KptMarchewa · on May 19, 2022

Tooling should not depend on code text, but on language's AST.

nightski · on May 19, 2022

I'm not an expert as I do not work on these tools but I don't think IDEs can rely solely on ASTs because not all code is in a compilable state. Lots of times things have to be inferred from invalid code. Jetbrains tools for example do a great job at this.

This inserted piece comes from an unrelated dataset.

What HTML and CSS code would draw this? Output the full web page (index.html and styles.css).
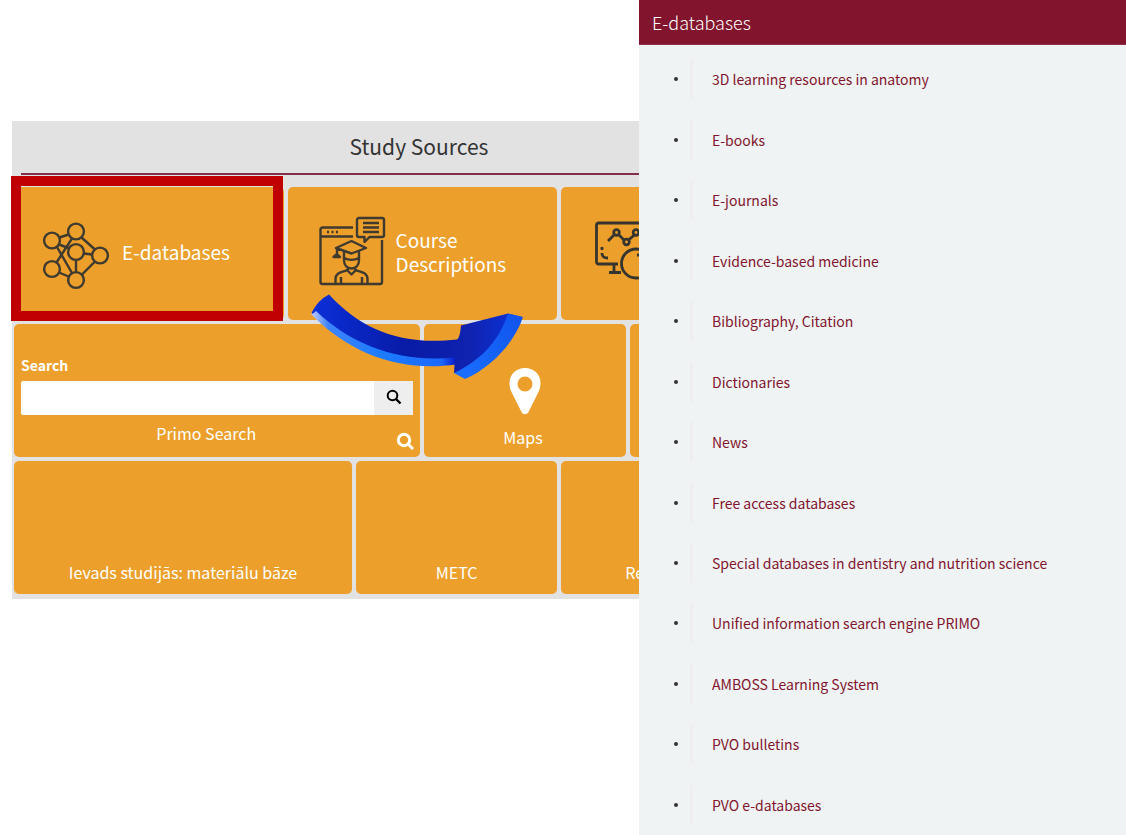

bobbylarrybobby · on May 20, 2022

In practice though, getting the AST from the text is a computational task in and of itself and the grammar affects the runtime of that. For instance, Rust's "turbofish" syntax, `f::<T>(args)`, is used to specify the generic type for f when calling it; this is instead of the perhaps more obvious `f<T>(args)`, which is what the definition looks like. Why the extra colons? Because parsing `f<T>(args)` in an expression position would require unbounded lookahead to determine the meaning of the left angle bracket -- is it the beginning of generics or less-than? Therefore, even though Rust could be modified to accept`f<T>(args)` as a valid syntax when calling the function, the language team decided to require the colons in order to improve worst case parser performance.

xigoi · on May 20, 2022

This is why using the same character as a delimiter and operator is bad.

colejohnson66 · on May 20, 2022

How does C# manage to handle without the turbo fish syntax? What’s different in Rust?

bobbylarrybobby · on May 21, 2022

It's not impossible to handle the ambiguity, it's just that you may have to look arbitrarily far ahead to resolve it. Perhaps C# simply does this. Or perhaps it limits expressions to 2^(large-ish number) bytes.

tripa · on May 19, 2022

Comments tending to skip on being a part of the AST make that harder.